Quote the whole listing word for word. Do not include the pictures.

▼

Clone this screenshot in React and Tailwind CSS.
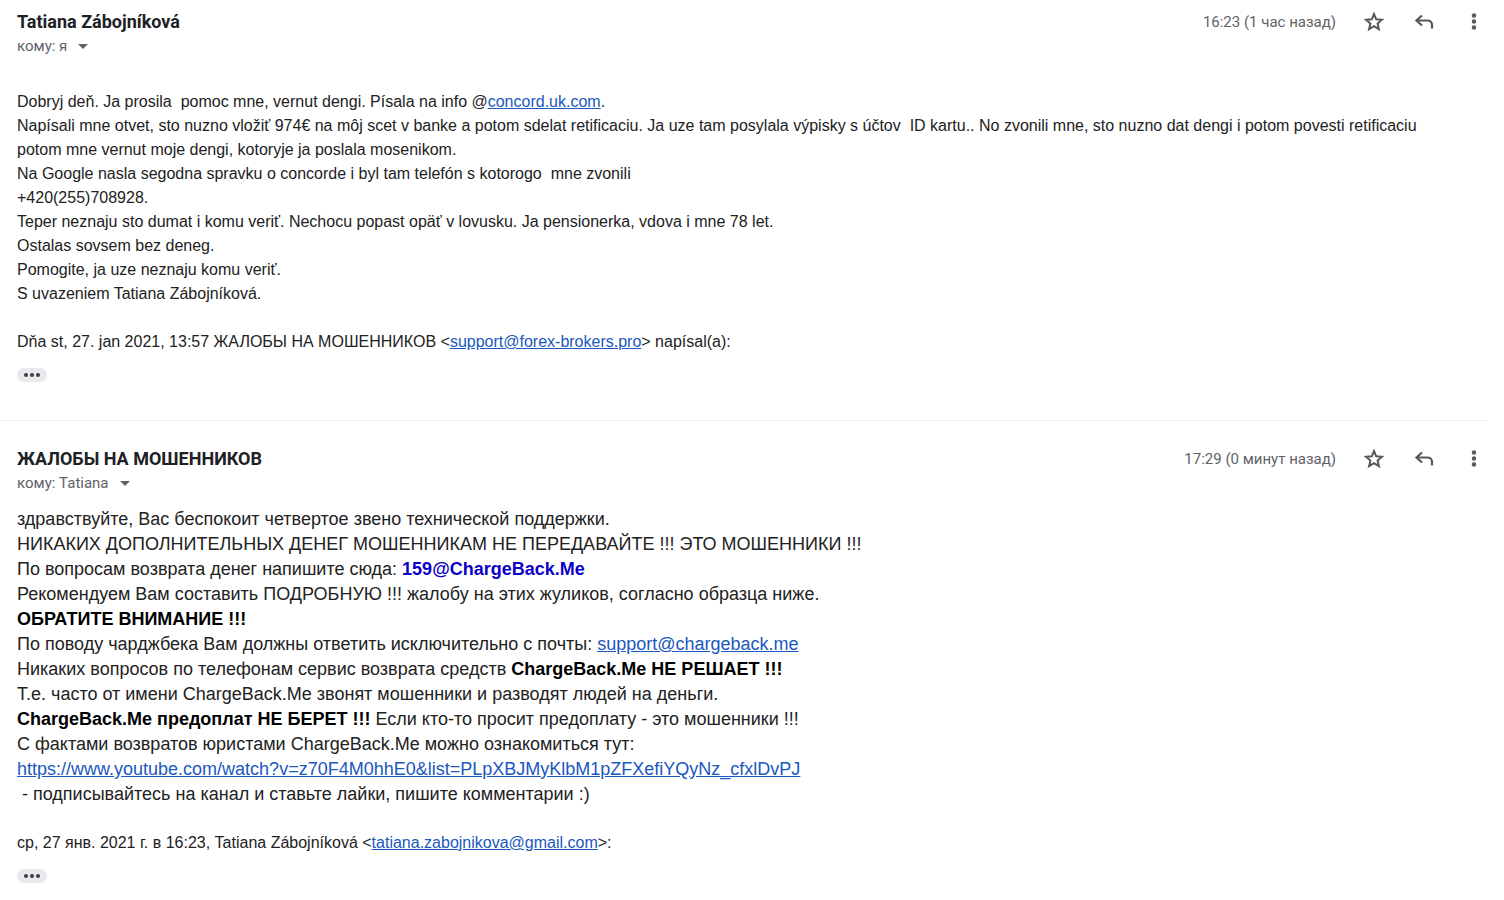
import { MdArrowDropDown } from 'react-icons/md';

const linkClass = 'text-[#1a58be] underline';

function StarIcon() {
  return (
    <svg viewBox="0 0 24 24" className="size-6" fill="none" stroke="currentColor" strokeWidth="2">
      <path d="M12 4 L14.2 9.3 L19.9 9.8 L15.6 13.5 L16.9 19.1 L12 16.1 L7.1 19.1 L8.4 13.5 L4.1 9.8 L9.8 9.3 Z" />
    </svg>
  );
}

function ReplyIcon() {
  return (
    <svg viewBox="0 0 20 16" className="h-4 w-5" fill="none" stroke="currentColor" strokeWidth="2.2">
      <path d="M8 1.5 L2.5 6.5 L8 11.5" />
      <path d="M2.5 6.5 H13 Q18 6.5 18 11 V14.5" />
    </svg>
  );
}

function MoreIcon() {
  return (
    <svg viewBox="0 0 24 24" className="size-6" fill="currentColor">
      <circle cx="12" cy="5.5" r="2.2" />
      <circle cx="12" cy="11.5" r="2.2" />
      <circle cx="12" cy="17.5" r="2.2" />
    </svg>
  );
}

function MessageHeader({ name, recipient, time }) {
  return (
    <header className="flex items-start justify-between">
      <div>
        <h2 className="font-['Roboto',sans-serif] text-[18px] leading-6 font-bold text-[#202124]">{name}</h2>
        <button type="button" className="flex h-6 items-center text-[15px] text-[#5f6368]">
          <span>кому: {recipient}</span>
          <MdArrowDropDown className="ml-1 size-6" />
        </button>
      </div>
      <div className="flex h-6 items-center text-[#55585c]">
        <time className="mr-[26px] text-[15px] text-[#5f6368]">{time}</time>
        <button type="button" aria-label="Пометить" className="mr-7">
          <StarIcon />
        </button>
        <button type="button" aria-label="Ответить" className="mr-7">
          <ReplyIcon />
        </button>
        <button type="button" aria-label="Ещё">
          <MoreIcon />
        </button>
      </div>
    </header>
  );
}

function ShowTrimmed() {
  return (
    <button
      type="button"
      aria-label="Показать скрытый текст"
      className="mt-3.5 flex h-3.5 w-[30px] items-center justify-center gap-0.5 rounded-full bg-[#e8eaed]"
    >
      <span className="size-1 rounded-full bg-[#3c4043]" />
      <span className="size-1 rounded-full bg-[#3c4043]" />
      <span className="size-1 rounded-full bg-[#3c4043]" />
    </button>
  );
}

export default function App() {
  return (
    <main className="bg-white font-['Roboto',sans-serif]">
      {/* Incoming message */}
      <article className="mr-[18px] border-b border-[#eceff1] pt-2.5 pb-[38px] pl-[17px]">
        <MessageHeader name="Tatiana Zábojníková" recipient="я" time="16:23 (1 час назад)" />
        <div className="mt-8 pr-8 font-['Liberation_Sans',Arial,sans-serif] text-base leading-6 text-[#222222]">
          <p>
            Dobryj deň. Ja prosila&nbsp; pomoc mne, vernut dengi. Písala na info @
            <a href="#concord" className={linkClass}>concord.uk.com</a>.
          </p>
          <p>
            Napísali mne otvet, sto nuzno vložiť 974€ na môj scet v banke a potom sdelat retificaciu. Ja uze tam
            posylala výpisky s účtov&nbsp; ID kartu.. No zvonili mne, sto nuzno dat dengi i potom povesti retificaciu
            potom mne vernut moje dengi, kotoryje ja poslala mosenikom.
          </p>
          <p>Na Google nasla segodna spravku o concorde i byl tam telefón s kotorogo&nbsp; mne zvonili</p>
          <p>+420(255)708928.</p>
          <p>Teper neznaju sto dumat i komu veriť. Nechocu popast opäť v lovusku. Ja pensionerka, vdova i mne 78 let.</p>
          <p>Ostalas sovsem bez deneg.</p>
          <p>Pomogite, ja uze neznaju komu veriť.</p>
          <p>S uvazeniem Tatiana Zábojníková.</p>
          <p className="mt-6">
            Dňa st, 27. jan 2021, 13:57 ЖАЛОБЫ НА МОШЕННИКОВ &lt;
            <a href="mailto:support@forex-brokers.pro" className={linkClass}>support@forex-brokers.pro</a>&gt; napísal(a):
          </p>
          <ShowTrimmed />
        </div>
      </article>

      {/* Reply */}
      <article className="mr-[18px] pt-[26px] pb-4 pl-[17px]">
        <MessageHeader name="ЖАЛОБЫ НА МОШЕННИКОВ" recipient="Tatiana" time="17:29 (0 минут назад)" />
        <div className="mt-3 font-['Liberation_Sans',Arial,sans-serif] text-[18px] leading-[25px] text-[#222222]">
          <p>здравствуйте, Вас беспокоит четвертое звено технической поддержки.</p>
          <p>НИКАКИХ ДОПОЛНИТЕЛЬНЫХ ДЕНЕГ МОШЕННИКАМ НЕ ПЕРЕДАВАЙТЕ !!! ЭТО МОШЕННИКИ !!!</p>
          <p>
            По вопросам возврата денег напишите сюда: <b className="text-[#0b00c8]">159@ChargeBack.Me</b>
          </p>
          <p>Рекомендуем Вам составить ПОДРОБНУЮ !!! жалобу на этих жуликов, согласно образца ниже.</p>
          <p className="font-bold text-black">ОБРАТИТЕ ВНИМАНИЕ !!!</p>
          <p>
            По поводу чарджбека Вам должны ответить исключительно с почты:{' '}
            <a href="mailto:support@chargeback.me" className={linkClass}>support@chargeback.me</a>
          </p>
          <p>
            Никаких вопросов по телефонам сервис возврата средств{' '}
            <b className="text-black">ChargeBack.Me НЕ РЕШАЕТ !!!</b>
          </p>
          <p>Т.е. часто от имени ChargeBack.Me звонят мошенники и разводят людей на деньги.</p>
          <p>
            <b className="text-black">ChargeBack.Me предоплат НЕ БЕРЕТ !!!</b> Если кто-то просит предоплату - это
            мошенники !!!
          </p>
          <p>С фактами возвратов юристами ChargeBack.Me можно ознакомиться тут:</p>
          <p>
            <a href="#youtube" className={linkClass}>
              https://www.youtube.com/watch?v=z70F4M0hhE0&amp;list=PLpXBJMyKlbM1pZFXefiYQyNz_cfxlDvPJ
            </a>
          </p>
          <p>&nbsp;- подписывайтесь на канал и ставьте лайки, пишите комментарии :)</p>
        </div>
        <div className="mt-6 font-['Liberation_Sans',Arial,sans-serif] text-base leading-6 text-[#222222]">
          <p>
            ср, 27 янв. 2021 г. в 16:23, Tatiana Zábojníková &lt;
            <a href="mailto:tatiana.zabojnikova@gmail.com" className={linkClass}>tatiana.zabojnikova@gmail.com</a>&gt;:
          </p>
          <ShowTrimmed />
        </div>
      </article>
    </main>
  );
}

▲

_OUTPUT_.
Clone this screenshot in React and Tailwind CSS.
import { MdArrowDropDown } from 'react-icons/md';

const linkClass = 'text-[#1a58be] underline';

function StarIcon() {
  return (
    <svg viewBox="0 0 24 24" className="size-6" fill="none" stroke="currentColor" strokeWidth="2">
      <path d="M12 4 L14.2 9.3 L19.9 9.8 L15.6 13.5 L16.9 19.1 L12 16.1 L7.1 19.1 L8.4 13.5 L4.1 9.8 L9.8 9.3 Z" />
    </svg>
  );
}

function ReplyIcon() {
  return (
    <svg viewBox="0 0 20 16" className="h-4 w-5" fill="none" stroke="currentColor" strokeWidth="2.2">
      <path d="M8 1.5 L2.5 6.5 L8 11.5" />
      <path d="M2.5 6.5 H13 Q18 6.5 18 11 V14.5" />
    </svg>
  );
}

function MoreIcon() {
  return (
    <svg viewBox="0 0 24 24" className="size-6" fill="currentColor">
      <circle cx="12" cy="5.5" r="2.2" />
      <circle cx="12" cy="11.5" r="2.2" />
      <circle cx="12" cy="17.5" r="2.2" />
    </svg>
  );
}

function MessageHeader({ name, recipient, time }) {
  return (
    <header className="flex items-start justify-between">
      <div>
        <h2 className="font-['Roboto',sans-serif] text-[18px] leading-6 font-bold text-[#202124]">{name}</h2>
        <button type="button" className="flex h-6 items-center text-[15px] text-[#5f6368]">
          <span>кому: {recipient}</span>
          <MdArrowDropDown className="ml-1 size-6" />
        </button>
      </div>
      <div className="flex h-6 items-center text-[#55585c]">
        <time className="mr-[26px] text-[15px] text-[#5f6368]">{time}</time>
        <button type="button" aria-label="Пометить" className="mr-7">
          <StarIcon />
        </button>
        <button type="button" aria-label="Ответить" className="mr-7">
          <ReplyIcon />
        </button>
        <button type="button" aria-label="Ещё">
          <MoreIcon />
        </button>
      </div>
    </header>
  );
}

function ShowTrimmed() {
  return (
    <button
      type="button"
      aria-label="Показать скрытый текст"
      className="mt-3.5 flex h-3.5 w-[30px] items-center justify-center gap-0.5 rounded-full bg-[#e8eaed]"
    >
      <span className="size-1 rounded-full bg-[#3c4043]" />
      <span className="size-1 rounded-full bg-[#3c4043]" />
      <span className="size-1 rounded-full bg-[#3c4043]" />
    </button>
  );
}

export default function App() {
  return (
    <main className="bg-white font-['Roboto',sans-serif]">
      {/* Incoming message */}
      <article className="mr-[18px] border-b border-[#eceff1] pt-2.5 pb-[38px] pl-[17px]">
        <MessageHeader name="Tatiana Zábojníková" recipient="я" time="16:23 (1 час назад)" />
        <div className="mt-8 pr-8 font-['Liberation_Sans',Arial,sans-serif] text-base leading-6 text-[#222222]">
          <p>
            Dobryj deň. Ja prosila&nbsp; pomoc mne, vernut dengi. Písala na info @
            <a href="#concord" className={linkClass}>concord.uk.com</a>.
          </p>
          <p>
            Napísali mne otvet, sto nuzno vložiť 974€ na môj scet v banke a potom sdelat retificaciu. Ja uze tam
            posylala výpisky s účtov&nbsp; ID kartu.. No zvonili mne, sto nuzno dat dengi i potom povesti retificaciu
            potom mne vernut moje dengi, kotoryje ja poslala mosenikom.
          </p>
          <p>Na Google nasla segodna spravku o concorde i byl tam telefón s kotorogo&nbsp; mne zvonili</p>
          <p>+420(255)708928.</p>
          <p>Teper neznaju sto dumat i komu veriť. Nechocu popast opäť v lovusku. Ja pensionerka, vdova i mne 78 let.</p>
          <p>Ostalas sovsem bez deneg.</p>
          <p>Pomogite, ja uze neznaju komu veriť.</p>
          <p>S uvazeniem Tatiana Zábojníková.</p>
          <p className="mt-6">
            Dňa st, 27. jan 2021, 13:57 ЖАЛОБЫ НА МОШЕННИКОВ &lt;
            <a href="mailto:support@forex-brokers.pro" className={linkClass}>support@forex-brokers.pro</a>&gt; napísal(a):
          </p>
          <ShowTrimmed />
        </div>
      </article>

      {/* Reply */}
      <article className="mr-[18px] pt-[26px] pb-4 pl-[17px]">
        <MessageHeader name="ЖАЛОБЫ НА МОШЕННИКОВ" recipient="Tatiana" time="17:29 (0 минут назад)" />
        <div className="mt-3 font-['Liberation_Sans',Arial,sans-serif] text-[18px] leading-[25px] text-[#222222]">
          <p>здравствуйте, Вас беспокоит четвертое звено технической поддержки.</p>
          <p>НИКАКИХ ДОПОЛНИТЕЛЬНЫХ ДЕНЕГ МОШЕННИКАМ НЕ ПЕРЕДАВАЙТЕ !!! ЭТО МОШЕННИКИ !!!</p>
          <p>
            По вопросам возврата денег напишите сюда: <b className="text-[#0b00c8]">159@ChargeBack.Me</b>
          </p>
          <p>Рекомендуем Вам составить ПОДРОБНУЮ !!! жалобу на этих жуликов, согласно образца ниже.</p>
          <p className="font-bold text-black">ОБРАТИТЕ ВНИМАНИЕ !!!</p>
          <p>
            По поводу чарджбека Вам должны ответить исключительно с почты:{' '}
            <a href="mailto:support@chargeback.me" className={linkClass}>support@chargeback.me</a>
          </p>
          <p>
            Никаких вопросов по телефонам сервис возврата средств{' '}
            <b className="text-black">ChargeBack.Me НЕ РЕШАЕТ !!!</b>
          </p>
          <p>Т.е. часто от имени ChargeBack.Me звонят мошенники и разводят людей на деньги.</p>
          <p>
            <b className="text-black">ChargeBack.Me предоплат НЕ БЕРЕТ !!!</b> Если кто-то просит предоплату - это
            мошенники !!!
          </p>
          <p>С фактами возвратов юристами ChargeBack.Me можно ознакомиться тут:</p>
          <p>
            <a href="#youtube" className={linkClass}>
              https://www.youtube.com/watch?v=z70F4M0hhE0&amp;list=PLpXBJMyKlbM1pZFXefiYQyNz_cfxlDvPJ
            </a>
          </p>
          <p>&nbsp;- подписывайтесь на канал и ставьте лайки, пишите комментарии :)</p>
        </div>
        <div className="mt-6 font-['Liberation_Sans',Arial,sans-serif] text-base leading-6 text-[#222222]">
          <p>
            ср, 27 янв. 2021 г. в 16:23, Tatiana Zábojníková &lt;
            <a href="mailto:tatiana.zabojnikova@gmail.com" className={linkClass}>tatiana.zabojnikova@gmail.com</a>&gt;:
          </p>
          <ShowTrimmed />
        </div>
      </article>
    </main>
  );
}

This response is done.